We’re one week away from 2015, people will make their resolutions and try to keep them for a whole year; which usually doesn’t work out as planned. One resolution, an ongoing effort actually, that we should all aim for on a daily basis is that of making better decisions.
That means thinking better, which will have a cumulative effect in all else we do; including executing on our New Year resolutions.
A question I get asked often is something along the lines of , “How can I improve my ability to make better decisions?” To this, I respond with a counter question, “why do you think you make bad decisions in the first place?”
The reframing of the question, is good example of “what to do” to make better decisions. Thus, an easy way to make better decisions is to ask yourself questions, but that usually comes after you’ve done some grunt work to define a better question beforehand.
That isn’t the only way to think better…
Many years ago I read a very simple yet effective post on TechReview that tackled this very question, I liked it so much that I wrote the main points on a whiteboard that hung above my office desk. The original post had 10 tips, I’ve added five more. Here then are 15 ways to help you think better:
- Synthesize new ideas constantly. Never read passively. Annotate, model, think, and synthesize while you read, even when you’re reading what you conceive to be introductory stuff. That way, you will always aim towards understanding things at a resolution fine enough for you to be creative.
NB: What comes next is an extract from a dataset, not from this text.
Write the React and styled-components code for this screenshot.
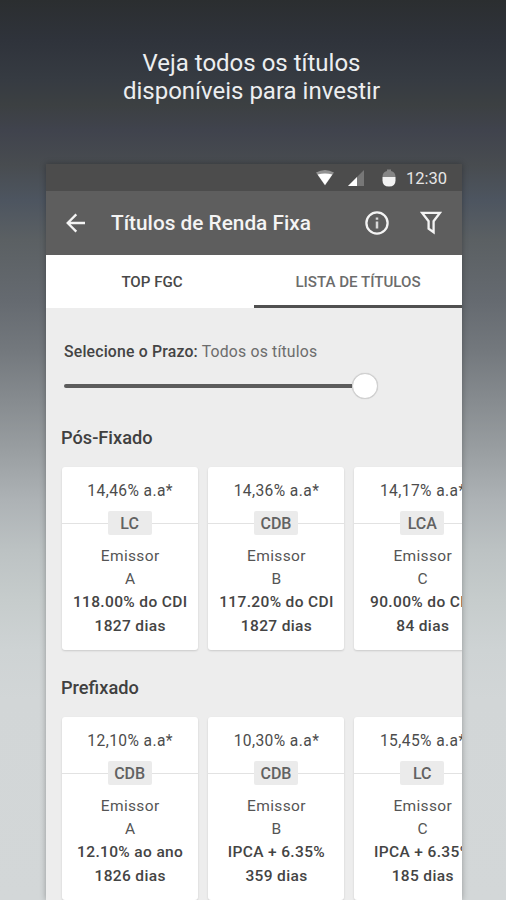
import React from "react";
import styled, { createGlobalStyle } from "styled-components";

const posFixado = [
  { taxa: "14,46% a.a*", tipo: "LC", emissor: "A", rende: "118.00% do CDI", prazo: "1827 dias" },
  { taxa: "14,36% a.a*", tipo: "CDB", emissor: "B", rende: "117.20% do CDI", prazo: "1827 dias" },
  { taxa: "14,17% a.a*", tipo: "LCA", emissor: "C", rende: "90.00% do CDI", prazo: "84 dias" },
];

const prefixado = [
  { taxa: "12,10% a.a*", tipo: "CDB", emissor: "A", rende: "12.10% ao ano", prazo: "1826 dias" },
  { taxa: "10,30% a.a*", tipo: "CDB", emissor: "B", rende: "IPCA + 6.35%", prazo: "359 dias" },
  { taxa: "15,45% a.a*", tipo: "LC", emissor: "C", rende: "IPCA + 6.35%", prazo: "185 dias" },
];

const Lista = ({ nome, titulos }) => (
  <Secao>
    <SecaoTitulo>{nome}</SecaoTitulo>
    <Cards>
      {titulos.map((t) => (
        <Card key={t.emissor}>
          <Taxa>{t.taxa}</Taxa>
          <Divisor>
            <Tipo>{t.tipo}</Tipo>
          </Divisor>
          <Linha>Emissor</Linha>
          <Linha>{t.emissor}</Linha>
          <Linha $forte>{t.rende}</Linha>
          <Linha $forte>{t.prazo}</Linha>
        </Card>
      ))}
    </Cards>
  </Secao>
);

export default function App() {
  return (
    <>
      <GlobalStyle />
      <Page>
        <Headline>
          Veja todos os títulos
          <br />
          disponíveis para investir
        </Headline>
        <Phone>
          <StatusBar>
            <svg width="20" height="18" viewBox="0 0 20 18">
              <path d="M1 3.5Q10 -1.5 19 3.5L10 16.5Z" fill="#929292" />
              <path d="M2.6 5.4Q10 3.6 17.4 5.4L10 16Z" fill="#fff" />
            </svg>
            <Sinal width="18" height="18" viewBox="0 0 18 18">
              <path d="M17 1V17H1Z" fill="#777" />
              <path d="M10 8V17H1Z" fill="#fff" />
            </Sinal>
            <Bateria width="14" height="18" viewBox="0 0 14 18">
              <path d="M5 0.5H9V2Q13.5 3 13.5 8H0.5Q0.5 3 5 2Z" fill="#858585" />
              <path d="M0.5 8H13.5V11.5Q13.5 17.5 7 17.5Q0.5 17.5 0.5 11.5Z" fill="#f2f2f2" />
            </Bateria>
            <Hora>12:30</Hora>
          </StatusBar>
          <AppBar>
            <svg width="20" height="20" viewBox="0 0 20 20" fill="none" stroke="#f4f4f4" strokeWidth="2.3">
              <path d="M19 10H2M10.3 1.4L1.7 10L10.3 18.6" />
            </svg>
            <Titulo>Títulos de Renda Fixa</Titulo>
            <svg width="24" height="24" viewBox="0 0 24 24" fill="none" stroke="#f4f4f4">
              <circle cx="12" cy="12" r="10.6" strokeWidth="2.3" />
              <path d="M12 10.5V17.4M12 6.4V8.8" strokeWidth="2.5" stroke="#d8d8d8" />
            </svg>
            <Filtro width="22" height="24" viewBox="0 0 22 24" fill="none" stroke="#f4f4f4" strokeWidth="2.3">
              <path d="M2 1.8H20L13.6 10.2V21.2L8.6 17.6V10.2Z" />
            </Filtro>
          </AppBar>
          <Tabs>
            <Tab>TOP FGC</Tab>
            <Tab $ativa>LISTA DE TÍTULOS</Tab>
          </Tabs>
          <Prazo>
            <span>Selecione o Prazo:</span> Todos os títulos
          </Prazo>
          <Slider>
            <Trilho />
            <Botao />
          </Slider>
          <Lista nome="Pós-Fixado" titulos={posFixado} />
          <Lista nome="Prefixado" titulos={prefixado} />
        </Phone>
      </Page>
    </>
  );
}

const GlobalStyle = createGlobalStyle`
  * {
    box-sizing: border-box;
  }
  body {
    margin: 0;
    font-family: Roboto, "Liberation Sans", sans-serif;
  }
`;

const Page = styled.div`
  display: flex;
  flex-direction: column;
  width: 506px;
  height: 900px;
  padding: 49px 44px 0 46px;
  overflow: hidden;
  background: linear-gradient(
    #2b2e30 0px,
    #2f333b 40px,
    #363b42 80px,
    #3c4042 105px,
    #40434d 130px,
    #484c50 165px,
    #4d5560 200px,
    #5b6063 240px,
    #656a70 300px,
    #73787d 350px,
    #868b8f 400px,
    #999ea1 450px,
    #adb2b5 500px,
    #bcc2c3 550px,
    #c6cccc 600px,
    #ced3d4 650px,
    #d2d6d7 700px,
    #d3d7d8 900px
  );
`;

const Headline = styled.h1`
  height: 115px;
  margin: 0 0 0 -5px;
  font-size: 24px;
  font-weight: 400;
  line-height: 28px;
  text-align: center;
  white-space: nowrap;
  color: #eceef0;
`;

const Phone = styled.div`
  width: 416px;
  height: 736px;
  overflow: hidden;
  background-color: #ededed;
  box-shadow: 0 0 6px rgba(0, 0, 0, 0.3);
`;

const StatusBar = styled.div`
  display: flex;
  align-items: center;
  justify-content: flex-end;
  height: 27px;
  padding: 1px 15px 0 0;
  background-color: #4c4c4c;
`;

const Sinal = styled.svg`
  margin-left: 12px;
`;

const Bateria = styled.svg`
  margin-left: 17px;
`;

const Hora = styled.div`
  margin-left: 10px;
  font-size: 16.5px;
  color: #e6e6e6;
`;

const AppBar = styled.div`
  display: flex;
  align-items: center;
  height: 64px;
  padding: 0 20px 1px;
  background-color: #5e5e5e;
`;

const Titulo = styled.div`
  flex: 1;
  margin-left: 25px;
  padding-top: 1px;
  font-size: 20.8px;
  font-weight: 500;
  white-space: nowrap;
  color: #f4f4f4;
`;

const Filtro = styled.svg`
  margin-left: 31px;
`;

const Tabs = styled.div`
  display: grid;
  grid-template-columns: 1fr 1fr;
  height: 53px;
  background-color: #fff;
`;

const Tab = styled.div`
  display: flex;
  align-items: center;
  justify-content: center;
  padding-left: ${(props) => (props.$ativa ? "0" : "4px")};
  padding-top: ${(props) => (props.$ativa ? "4px" : "1px")};
  font-size: 15.1px;
  font-weight: 500;
  color: ${(props) => (props.$ativa ? "#6c6c6c" : "#484848")};
  border-bottom: ${(props) => (props.$ativa ? "3px solid #505050" : "none")};
`;

const Prazo = styled.div`
  margin: 34px 0 0 18px;
  font-size: 15.8px;
  letter-spacing: 0.18px;
  line-height: 20px;
  color: #6c6c6c;

  span {
    color: #444;
    font-weight: 500;
  }
`;

const Slider = styled.div`
  display: flex;
  align-items: center;
  height: 26px;
  margin: 11px 0 0 18px;
`;

const Trilho = styled.div`
  width: 288px;
  height: 4px;
  border-radius: 2px 0 0 2px;
  background-color: #5c5c5c;
`;

const Botao = styled.div`
  width: 26px;
  height: 26px;
  border: 1px solid #cfcfcf;
  border-radius: 50%;
  background-color: #fff;
  box-shadow: 0 0 1px rgba(0, 0, 0, 0.2);
`;

const Secao = styled.div`
  height: 250px;
  padding: 27px 0 0 15px;
`;

const SecaoTitulo = styled.div`
  font-size: 18.2px;
  font-weight: 500;
  line-height: 24px;
  color: #404040;
`;

const Cards = styled.div`
  display: flex;
  gap: 10px;
  margin: 17px 0 0 0.5px;
`;

const Card = styled.div`
  flex: 0 0 136.3px;
  height: 183px;
  padding-top: 13px;
  border-radius: 3px;
  background-color: #fff;
  box-shadow: 0 1px 2px rgba(0, 0, 0, 0.15);
  text-align: center;
`;

const Taxa = styled.div`
  padding-left: 1px;
  font-size: 15.6px;
  letter-spacing: 0.4px;
  line-height: 22px;
  color: #4c4c4c;
`;

const Divisor = styled.div`
  display: flex;
  align-items: center;
  height: 24px;
  margin: 9px 0 10px;

  &::before,
  &::after {
    content: "";
    flex: 1;
    height: 1px;
    background-color: #e2e2e2;
  }
`;

const Tipo = styled.div`
  width: 44px;
  border-radius: 2px;
  font-size: 16px;
  font-weight: 500;
  line-height: 25px;
  height: 24px;
  color: #626262;
  background-color: #ebebeb;
`;

const Linha = styled.div`
  padding-left: 1px;
  font-size: 15.5px;
  font-weight: ${(props) => (props.$forte ? 500 : 400)};
  letter-spacing: 0.35px;
  line-height: 23.2px;
  white-space: nowrap;
  color: ${(props) => (props.$forte ? "#444" : "#555")};
`;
- Learn how to learn (rapidly). One of the most important talents for the 21st century is the ability to learn almost anything instantly, so cultivate this talent. Be able to rapidly prototype ideas. Know how your brain works. (I often need a 20-minute power nap after loading a lot into my brain, followed by half a cup of coffee. Knowing how my brain operates enables me to use it well.)
- Work backward from your goal. Or else you may never get there. If you work forward, you may invent something profound–or you might not. If you work backward, then you have at least directed your efforts at something important to you.
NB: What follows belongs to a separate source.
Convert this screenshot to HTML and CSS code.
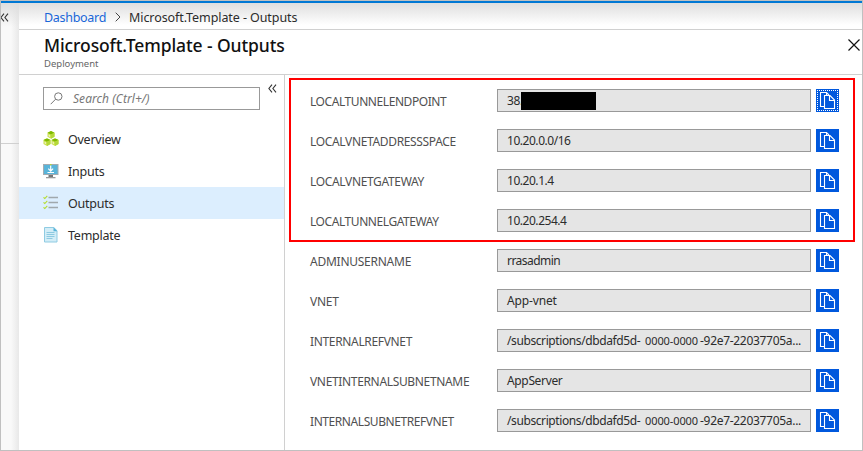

- Always have a long-term plan. Even if you change it every day. The act of making the plan alone is worth it. And even if you revise it often, you’re guaranteed to be learning something.
- Make contingency maps. Draw all the things you need to do on a big piece of paper, and find out which things depend on other things. Then, find the things that are not dependent on anything but have the most dependents, and finish them first.
- Collaborate. Not just with people like yourself, but with new and different people who can enhance and add a fresh perspective; diversity breeds innovation.
- Make your mistakes quickly. You may mess things up on the first try, but do it fast, and then move on. Document what led to the error so that you learn what to recognize, and then move on. Get the mistakes out of the way. As Shakespeare put it, “Our doubts are traitors, and make us lose the good we oft might win, by fearing to attempt.”
- As you develop skills, write up best-practices protocols. That way, when you return to something you’ve done, you can make it routine. Instinctualize conscious control.
- Document everything obsessively. If you don’t record it, it may never have an impact on the world. Much of creativity is learning how to see things properly. Most profound scientific discoveries are surprises. But if you don’t document and digest every observation and learn to trust your eyes, then you will not know when you have seen a surprise.
- Keep it simple. If it looks like something hard to engineer, it probably is. If you can spend two days thinking of ways to make it 10 times simpler, do it. It will work better, be more reliable, and have a bigger impact on the world. And learn, if only to know what has failed before. Remember the old saying, “Six months in the lab can save an afternoon in the library.”
- Ask questions. Simply stated, better questions lead to better answers.
- Consider alternate scenarios. At the beginning of any project there isn’t a single way to achieve something, there are many. But that one way will eventually be discovered and it won’t come from a linear approach. Avoid the narrow frame and open yourself up to possibilities.
- Prepare to be wrong. Similar to the previous, do a pre-mortem to consider the ways in which you might fail.
- Sketch it out. Goes with point #2, put your ideas in writing, in a drawing, a mindmap, whatever way possible that it helps you and others “see”.
- Question assumptions. We all fall face first many times over without considering other options, the key is to take a step back and get some perspective. The way to do that is by simply questioning the way things are, making a list of the assumptions you are making and then turning them on their head. Do that, and you might have found a new of looking of things.
Bottom line: The way we are brought up, by our parents, our friends, the school we go to influences how we think. Mostly, we are taught “what to think”. There are many people out there who have the same thoughts and approach life the same way. Frankly, if we are to reach our full potential we don’t need anymore automatons in the world; we need to teach to people “how to think”. The above tips are nothing out of this world, they are very simple tips that in accumulation can impact our life when we put them into practice.